Senator Agadaga, who gave the indication while addressing newsmen at the end of a two-day tour of some HYPREP project sites in Ogoniland by members of the committee, said HYPREP under the watch of the Project Coordinator is doing an effective work in Ogoniland.

The Senator, who planted symbolic mangroves at the Bomu Shoreline after visiting it and the Goi Shoreline, described the visit by the Senators as tourism of sort.

He said he was happy and excited that life is coming back to Ogoniland with the ongoing clean-up of oil polluted sites in the area by HYPREP, contending that he was delighted to identify himself with the course of replenishing nature and restoring life in Ogoniland, at the instance and initiative of the Federal Government in collaboration with the United Nations Environment Programme(UNEP).

He noted that the Senators discovered in the course of the visit that the devastation and damages done to the Ogoni ecosystem are being handled while the environment is being restored, as both fauna and flora are being restored gradually.

He disclosed that the Senators were able to buy some periwinkle shells at the Bomu and Goi Shorelines from local dwellers who were fetching them, adding that before now, nobody could see the periwinkles in the area.
"That is to show the level of the devastation of the ecosystem in the Niger Delta occasioned by oil pollution. I want to thank God for a day like this.I want to thank the Project Coordinator for doing an effective work here. I believe that within the time limit, we would be able to advance to a level where the whole world would see that what we are doing here is effective," he said.

Also commenting, the Project Coordinator of HYPREP, Prof Deinibarini Zabbey said what the agency is carrying out at the Ogoni shorelines is not revegetation and planting of trees but mangrove restoration by planting multi species of mangrove that are common to the region like the red, the white and the black mangroves.

According to him, what HYPREP is doing is restoration of the ecosystem, to ensure that both animals and plants that dwell in the habitat are restored.

He said he was personally happy and delighted that the committee members visited the sites to see shoreline clean-up in action in Gio, "to encourage us to do our best, to restore the oil degraded mangroves."

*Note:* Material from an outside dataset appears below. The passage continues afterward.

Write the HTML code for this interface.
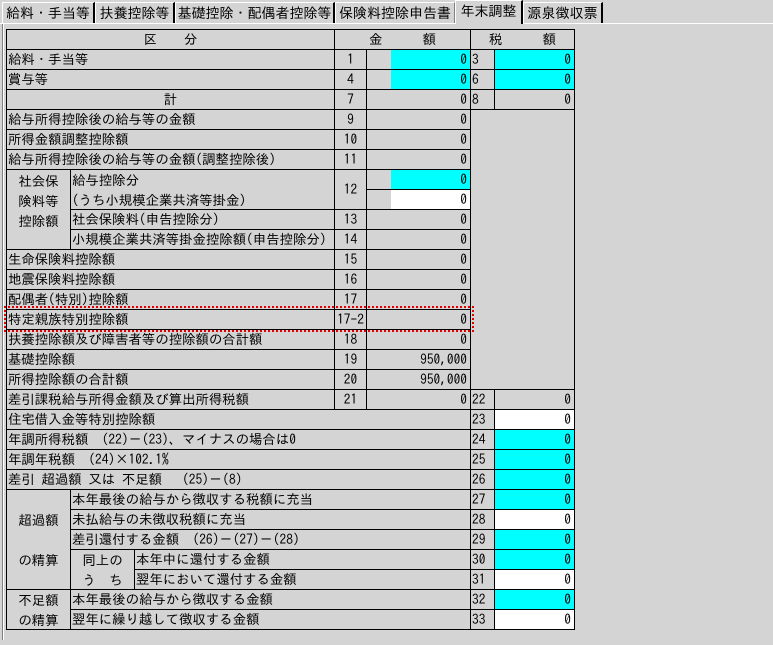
<!DOCTYPE html><html><head><meta charset="utf-8"><style>
body{margin:0;width:773px;height:645px;background:#d4d4d4;position:relative;overflow:hidden;font-family:"IPAGothic","Noto Sans CJK JP",monospace;font-size:13.4px;color:#000}
.c{position:absolute;box-sizing:border-box;border:1px solid #000;line-height:18px;white-space:nowrap;overflow:hidden;padding-left:1px}
.n{text-align:center;padding-left:0}
.v{text-align:right;padding-right:3px}
.cy{background:#00ffff}.w{background:#fff}
.tab{position:absolute;top:2px;height:21px;box-sizing:border-box;border-top:1px solid #fff;border-left:1px solid #fff;border-right:2px solid #000;line-height:20px;font-size:14px;text-align:center}
.f{position:absolute;box-sizing:border-box;border:none}
</style></head><body>
<div style="position:absolute;left:0;top:23px;width:773px;height:1px;background:#fff"></div>
<div style="position:absolute;left:2px;top:24px;width:1px;height:616px;background:#808080"></div>
<div style="position:absolute;left:3px;top:24px;width:1px;height:616px;background:#fff"></div>
<div class="tab" style="left:2px;width:93px">給料・手当等</div>
<div class="tab" style="left:95px;width:80px">扶養控除等</div>
<div class="tab" style="left:175px;width:160px">基礎控除・配偶者控除等</div>
<div class="tab" style="left:335px;width:120px;border-right:1px solid #808080">保険料控除申告書</div>
<div class="tab" style="left:455px;top:0;height:24px;width:68px;background:#d4d4d4">年末調整</div>
<div class="tab" style="left:523px;width:80px">源泉徴収票</div>

<div class="c n" style="left:6px;top:29px;width:329px;height:21px">区　　分</div>
<div class="c n" style="left:334px;top:29px;width:137px;height:21px">金　　　額</div>
<div class="c n" style="left:470px;top:29px;width:105px;height:21px">税　　　額</div>

<div class="c" style="left:6px;top:49px;width:329px;height:21px">給料・手当等</div>
<div class="c n" style="left:334px;top:49px;width:33px;height:21px">1</div>
<div class="c" style="left:366px;top:49px;width:105px;height:21px"></div>
<div class="f cy v" style="left:391px;top:50px;width:79px;height:19px;line-height:19px">0</div>
<div class="c" style="left:470px;top:49px;width:25px;height:21px">3</div>
<div class="c cy v" style="left:494px;top:49px;width:81px;height:21px">0</div>

<div class="c" style="left:6px;top:69px;width:329px;height:21px">賞与等</div>
<div class="c n" style="left:334px;top:69px;width:33px;height:21px">4</div>
<div class="c" style="left:366px;top:69px;width:105px;height:21px"></div>
<div class="f cy v" style="left:391px;top:70px;width:79px;height:19px;line-height:19px">0</div>
<div class="c" style="left:470px;top:69px;width:25px;height:21px">6</div>
<div class="c cy v" style="left:494px;top:69px;width:81px;height:21px">0</div>

<div class="c n" style="left:6px;top:89px;width:329px;height:21px">計</div>
<div class="c n" style="left:334px;top:89px;width:33px;height:21px">7</div>
<div class="c v" style="left:366px;top:89px;width:105px;height:21px">0</div>
<div class="c" style="left:470px;top:89px;width:25px;height:21px">8</div>
<div class="c v" style="left:494px;top:89px;width:81px;height:21px">0</div>

<div class="c" style="left:470px;top:109px;width:105px;height:281px"></div>

<div class="c" style="left:6px;top:109px;width:329px;height:21px">給与所得控除後の給与等の金額</div>
<div class="c n" style="left:334px;top:109px;width:33px;height:21px">9</div>
<div class="c v" style="left:366px;top:109px;width:105px;height:21px">0</div>
<div class="c" style="left:6px;top:129px;width:329px;height:21px">所得金額調整控除額</div>
<div class="c n" style="left:334px;top:129px;width:33px;height:21px">10</div>
<div class="c v" style="left:366px;top:129px;width:105px;height:21px">0</div>
<div class="c" style="left:6px;top:149px;width:329px;height:21px">給与所得控除後の給与等の金額(調整控除後)</div>
<div class="c n" style="left:334px;top:149px;width:33px;height:21px">11</div>
<div class="c v" style="left:366px;top:149px;width:105px;height:21px">0</div>

<div class="c n" style="left:6px;top:169px;width:65px;height:81px;line-height:20px;padding-top:1px">社会保<br>険料等<br>控除額</div>
<div class="c" style="left:70px;top:169px;width:265px;height:41px;line-height:20px">給与控除分<br>(うち小規模企業共済等掛金)</div>
<div class="c n" style="left:334px;top:169px;width:33px;height:41px;line-height:38px">12</div>
<div class="c" style="left:366px;top:169px;width:105px;height:21px"></div>
<div class="f cy v" style="left:391px;top:170px;width:79px;height:19px;line-height:19px">0</div>
<div class="c" style="left:366px;top:189px;width:105px;height:21px"></div>
<div class="f w v" style="left:391px;top:190px;width:79px;height:19px;line-height:19px">0</div>
<div class="c" style="left:70px;top:209px;width:265px;height:21px">社会保険料(申告控除分)</div>
<div class="c n" style="left:334px;top:209px;width:33px;height:21px">13</div>
<div class="c v" style="left:366px;top:209px;width:105px;height:21px">0</div>
<div class="c" style="left:70px;top:229px;width:265px;height:21px">小規模企業共済等掛金控除額(申告控除分)</div>
<div class="c n" style="left:334px;top:229px;width:33px;height:21px">14</div>
<div class="c v" style="left:366px;top:229px;width:105px;height:21px">0</div>

<div class="c" style="left:6px;top:249px;width:329px;height:21px">生命保険料控除額</div>
<div class="c n" style="left:334px;top:249px;width:33px;height:21px">15</div>
<div class="c v" style="left:366px;top:249px;width:105px;height:21px">0</div>
<div class="c" style="left:6px;top:269px;width:329px;height:21px">地震保険料控除額</div>
<div class="c n" style="left:334px;top:269px;width:33px;height:21px">16</div>
<div class="c v" style="left:366px;top:269px;width:105px;height:21px">0</div>
<div class="c" style="left:6px;top:289px;width:329px;height:21px">配偶者(特別)控除額</div>
<div class="c n" style="left:334px;top:289px;width:33px;height:21px">17</div>
<div class="c v" style="left:366px;top:289px;width:105px;height:21px">0</div>
<div class="c" style="left:6px;top:309px;width:329px;height:21px">特定親族特別控除額</div>
<div class="c n" style="left:334px;top:309px;width:33px;height:21px">17-2</div>
<div class="c v" style="left:366px;top:309px;width:105px;height:21px">0</div>
<div class="c" style="left:6px;top:329px;width:329px;height:21px">扶養控除額及び障害者等の控除額の合計額</div>
<div class="c n" style="left:334px;top:329px;width:33px;height:21px">18</div>
<div class="c v" style="left:366px;top:329px;width:105px;height:21px">0</div>
<div class="c" style="left:6px;top:349px;width:329px;height:21px">基礎控除額</div>
<div class="c n" style="left:334px;top:349px;width:33px;height:21px">19</div>
<div class="c v" style="left:366px;top:349px;width:105px;height:21px">950,000</div>
<div class="c" style="left:6px;top:369px;width:329px;height:21px">所得控除額の合計額</div>
<div class="c n" style="left:334px;top:369px;width:33px;height:21px">20</div>
<div class="c v" style="left:366px;top:369px;width:105px;height:21px">950,000</div>

<div style="position:absolute;left:4px;top:306px;width:466px;height:22px;border:2px dotted #e00000"></div>

<div class="c" style="left:6px;top:389px;width:329px;height:21px">差引課税給与所得金額及び算出所得税額</div>
<div class="c n" style="left:334px;top:389px;width:33px;height:21px">21</div>
<div class="c v" style="left:366px;top:389px;width:105px;height:21px">0</div>
<div class="c" style="left:470px;top:389px;width:25px;height:21px">22</div>
<div class="c v" style="left:494px;top:389px;width:81px;height:21px">0</div>

<div class="c" style="left:6px;top:409px;width:465px;height:21px">住宅借入金等特別控除額</div>
<div class="c" style="left:470px;top:409px;width:25px;height:21px">23</div>
<div class="c v w" style="left:494px;top:409px;width:81px;height:21px">0</div>
<div class="c" style="left:6px;top:429px;width:465px;height:21px">年調所得税額　(22)－(23)、マイナスの場合は0</div>
<div class="c" style="left:470px;top:429px;width:25px;height:21px">24</div>
<div class="c v cy" style="left:494px;top:429px;width:81px;height:21px">0</div>
<div class="c" style="left:6px;top:449px;width:465px;height:21px">年調年税額　(24)×102.1%</div>
<div class="c" style="left:470px;top:449px;width:25px;height:21px">25</div>
<div class="c v cy" style="left:494px;top:449px;width:81px;height:21px">0</div>
<div class="c" style="left:6px;top:469px;width:465px;height:21px">差引 超過額 又は 不足額　 (25)－(8)</div>
<div class="c" style="left:470px;top:469px;width:25px;height:21px">26</div>
<div class="c v cy" style="left:494px;top:469px;width:81px;height:21px">0</div>

<div class="c n" style="left:6px;top:489px;width:65px;height:101px;padding-top:10px;line-height:40px">超過額<br>の精算</div>
<div class="c" style="left:70px;top:489px;width:401px;height:21px">本年最後の給与から徴収する税額に充当</div>
<div class="c" style="left:470px;top:489px;width:25px;height:21px">27</div>
<div class="c v cy" style="left:494px;top:489px;width:81px;height:21px">0</div>
<div class="c" style="left:70px;top:509px;width:401px;height:21px">未払給与の未徴収税額に充当</div>
<div class="c" style="left:470px;top:509px;width:25px;height:21px">28</div>
<div class="c v w" style="left:494px;top:509px;width:81px;height:21px">0</div>
<div class="c" style="left:70px;top:529px;width:401px;height:21px">差引還付する金額　(26)－(27)－(28)</div>
<div class="c" style="left:470px;top:529px;width:25px;height:21px">29</div>
<div class="c v cy" style="left:494px;top:529px;width:81px;height:21px">0</div>
<div class="c n" style="left:70px;top:549px;width:65px;height:41px;line-height:20px">同上の<br>う　ち</div>
<div class="c" style="left:134px;top:549px;width:337px;height:21px">本年中に還付する金額</div>
<div class="c" style="left:470px;top:549px;width:25px;height:21px">30</div>
<div class="c v cy" style="left:494px;top:549px;width:81px;height:21px">0</div>
<div class="c" style="left:134px;top:569px;width:337px;height:21px">翌年において還付する金額</div>
<div class="c" style="left:470px;top:569px;width:25px;height:21px">31</div>
<div class="c v w" style="left:494px;top:569px;width:81px;height:21px">0</div>

<div class="c n" style="left:6px;top:589px;width:65px;height:41px;line-height:20px">不足額<br>の精算</div>
<div class="c" style="left:70px;top:589px;width:401px;height:21px">本年最後の給与から徴収する金額</div>
<div class="c" style="left:470px;top:589px;width:25px;height:21px">32</div>
<div class="c v cy" style="left:494px;top:589px;width:81px;height:21px">0</div>
<div class="c" style="left:70px;top:609px;width:401px;height:21px">翌年に繰り越して徴収する金額</div>
<div class="c" style="left:470px;top:609px;width:25px;height:21px">33</div>
<div class="c v w" style="left:494px;top:609px;width:81px;height:21px">0</div>
</body></html>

Zabbey further hinted that the Ogoni mangrove restoration project is the world largest of oil degraded mangroves, stressing that HYPREP is restoring about 3,000 hectares of mangroves, starting with the pilot restoration in Bomu with 560 hectares.

The Project Coordinator said he is very excited seeing other species coming back to the creek in response to HYPREP's restoration programme, and defended the fact that some local dwellers have started early enough to harvest periwinkles at the shorelines, adding that the agency would ensure that there is a balance, in such a way that the picking of periwinkles in the newly restored environment would not exceed the carrying capacity of the environment.